An XC HTTP load balancer offers three predefined TLS security levels - **High**, **Medium**, and **Low** - plus **Custom**. Each predefined level is a shorthand for two things at once: a minimum and maximum TLS version, and a set of cipher suites. Custom lets you choose the versions and suites yourself.

## Default is High

The point people miss is that **Default is High**. An HTTPS load balancer with an automatic certificate uses the Default level, and the Default level is the High level: minimum TLS 1.2, maximum TLS 1.3, and a short list of forward-secret AEAD ciphers - the TLS 1.3 suites plus ECDHE-ECDSA and ECDHE-RSA with GCM or ChaCha20. That is a strong posture out of the box.

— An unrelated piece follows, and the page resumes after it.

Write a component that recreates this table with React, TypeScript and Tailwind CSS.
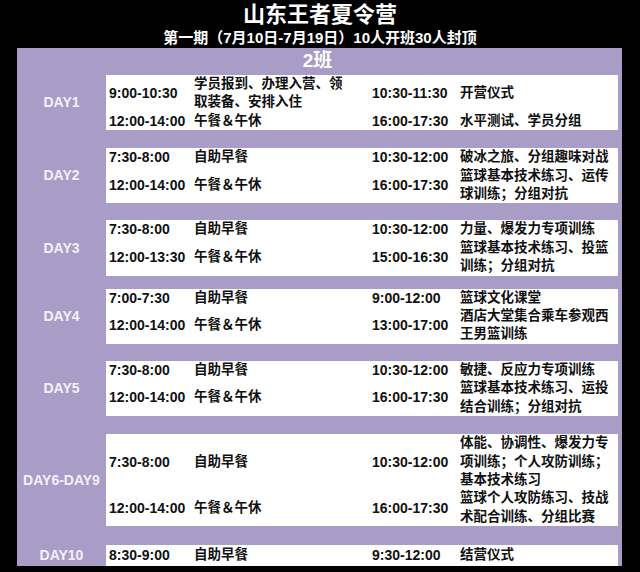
import React from 'react';

type Row = {
    t1: string;
    d1: string[];
    t2: string;
    d2: string[];
};

type Day = {
    label: string;
    gap: string;
    rows: Row[];
};

const days: Day[] = [
    {
        label: 'DAY1',
        gap: 'mt-0',
        rows: [
            { t1: '9:00-10:30', d1: ['学员报到、办理入营、领', '取装备、安排入住'], t2: '10:30-11:30', d2: ['开营仪式'] },
            { t1: '12:00-14:00', d1: ['午餐＆午休'], t2: '16:00-17:30', d2: ['水平测试、学员分组'] },
        ],
    },
    {
        label: 'DAY2',
        gap: 'mt-[18px]',
        rows: [
            { t1: '7:30-8:00', d1: ['自助早餐'], t2: '10:30-12:00', d2: ['破冰之旅、分组趣味对战'] },
            { t1: '12:00-14:00', d1: ['午餐＆午休'], t2: '16:00-17:30', d2: ['篮球基本技术练习、运传', '球训练；分组对抗'] },
        ],
    },
    {
        label: 'DAY3',
        gap: 'mt-[17px]',
        rows: [
            { t1: '7:30-8:00', d1: ['自助早餐'], t2: '10:30-12:00', d2: ['力量、爆发力专项训练'] },
            { t1: '12:00-13:30', d1: ['午餐＆午休'], t2: '15:00-16:30', d2: ['篮球基本技术练习、投篮', '训练；分组对抗'] },
        ],
    },
    {
        label: 'DAY4',
        gap: 'mt-[13px]',
        rows: [
            { t1: '7:00-7:30', d1: ['自助早餐'], t2: '9:00-12:00', d2: ['篮球文化课堂'] },
            { t1: '12:00-14:00', d1: ['午餐＆午休'], t2: '13:00-17:00', d2: ['酒店大堂集合乘车参观西', '王男篮训练'] },
        ],
    },
    {
        label: 'DAY5',
        gap: 'mt-[17px]',
        rows: [
            { t1: '7:30-8:00', d1: ['自助早餐'], t2: '10:30-12:00', d2: ['敏捷、反应力专项训练'] },
            { t1: '12:00-14:00', d1: ['午餐＆午休'], t2: '16:00-17:30', d2: ['篮球基本技术练习、运投', '结合训练；分组对抗'] },
        ],
    },
    {
        label: 'DAY6-DAY9',
        gap: 'mt-[18px]',
        rows: [
            { t1: '7:30-8:00', d1: ['自助早餐'], t2: '10:30-12:00', d2: ['体能、协调性、爆发力专', '项训练；个人攻防训练；', '基本技术练习'] },
            { t1: '12:00-14:00', d1: ['午餐＆午休'], t2: '16:00-17:30', d2: ['篮球个人攻防练习、技战', '术配合训练、分组比赛'] },
        ],
    },
    {
        label: 'DAY10',
        gap: 'mt-[19px]',
        rows: [
            { t1: '8:30-9:00', d1: ['自助早餐'], t2: '9:30-12:00', d2: ['结营仪式'] },
        ],
    },
];

const Lines = ({ lines }: { lines: string[] }) => (
    <div className="self-center whitespace-nowrap text-[13.5px]">
        {lines.map((l, i) => (
            <div key={i}>{l}</div>
        ))}
    </div>
);

const DayBlock = ({ day }: { day: Day }) => (
    <div className={`flex ${day.gap}`}>
        <div className="w-[89px] flex items-center justify-center text-[14px] font-bold text-[#f3f0f8]">
            {day.label}
        </div>
        <div className="w-[512px] bg-white pl-[3px] grid grid-cols-[85px_178px_88px_1fr] leading-[18.4px] font-bold text-[#111]">
            {day.rows.map((r, i) => (
                <React.Fragment key={i}>
                    <div className="self-center text-[14px] whitespace-nowrap">{r.t1}</div>
                    <Lines lines={r.d1} />
                    <div className="self-center text-[14px] whitespace-nowrap">{r.t2}</div>
                    <Lines lines={r.d2} />
                </React.Fragment>
            ))}
        </div>
    </div>
);

export default function App() {
    return (
        <div
            className="w-[640px] h-[572px] bg-black overflow-hidden pt-[2px]"
            style={{ fontFamily: '"Liberation Sans", "Noto Sans CJK SC", sans-serif' }}
        >
            <h1 className="text-center text-white font-bold text-[22px] leading-[26px]">山东王者夏令营</h1>
            <p className="text-center text-white font-bold text-[15px] leading-[20px]">
                第一期（7月10日-7月19日）10人开班30人封顶
            </p>
            <div className="ml-[17px] w-[605px] bg-[#a99dc8] pr-[4px]">
                <div className="h-[27px] flex items-center justify-center text-white font-bold text-[19px]">2班</div>
                {days.map((d) => (
                    <DayBlock key={d.label} day={d} />
                ))}
            </div>
        </div>
    );
}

## The levels are cumulative

Going down from High does not swap the cipher list, it extends it. **Medium** keeps every High cipher and adds four ECDHE-CBC-SHA suites - still forward-secret, but CBC with SHA-1 rather than AEAD, so medium strength - and lowers the minimum version to TLS 1.0. **Low** keeps every Medium cipher and adds four static-RSA suites, and static RSA means no forward secrecy at all. So Low is a superset of Medium, which is a superset of High. Every level still caps at TLS 1.3.

## Why a scanner flags TLS 1.0 or 1.1

This is the first of two questions F5 answers in a dedicated article. If a scanner reports TLS 1.0 or 1.1 enabled on your load balancer, the load balancer is on **Medium or Low** - those are the levels whose minimum version is TLS 1.0. The Default/High level is minimum TLS 1.2 and will not present the old protocols. So the fix for a TLS 1.0 finding is usually not a mysterious hidden setting; it is that the load balancer is on a lower predefined level than you thought (K000148226).

## Why a scanner flags weak ciphers

The second question. If a scanner reports weak ciphers, it is almost always the **static-RSA suites the Low level adds**. Static RSA key exchange provides no forward secrecy, which every modern scanner grades down regardless of the symmetric cipher. If you are on Low for a legacy-client reason and a scanner is unhappy, those RSA suites are why (K000148079).

## Choosing a level

For a modern posture, stay on **High** (the default) - it is TLS 1.2 and 1.3 with forward-secret AEAD ciphers, and with HSTS added it earns an A or A+ on public TLS graders. Drop to Medium or Low only for a specific legacy-client requirement, and know exactly what you are re-enabling: older protocols at Medium, and non-forward-secret ciphers at Low. The companion mapper shows the exact versions and cipher list for any level, and tells you which levels a given cipher belongs to when you are reading a scan.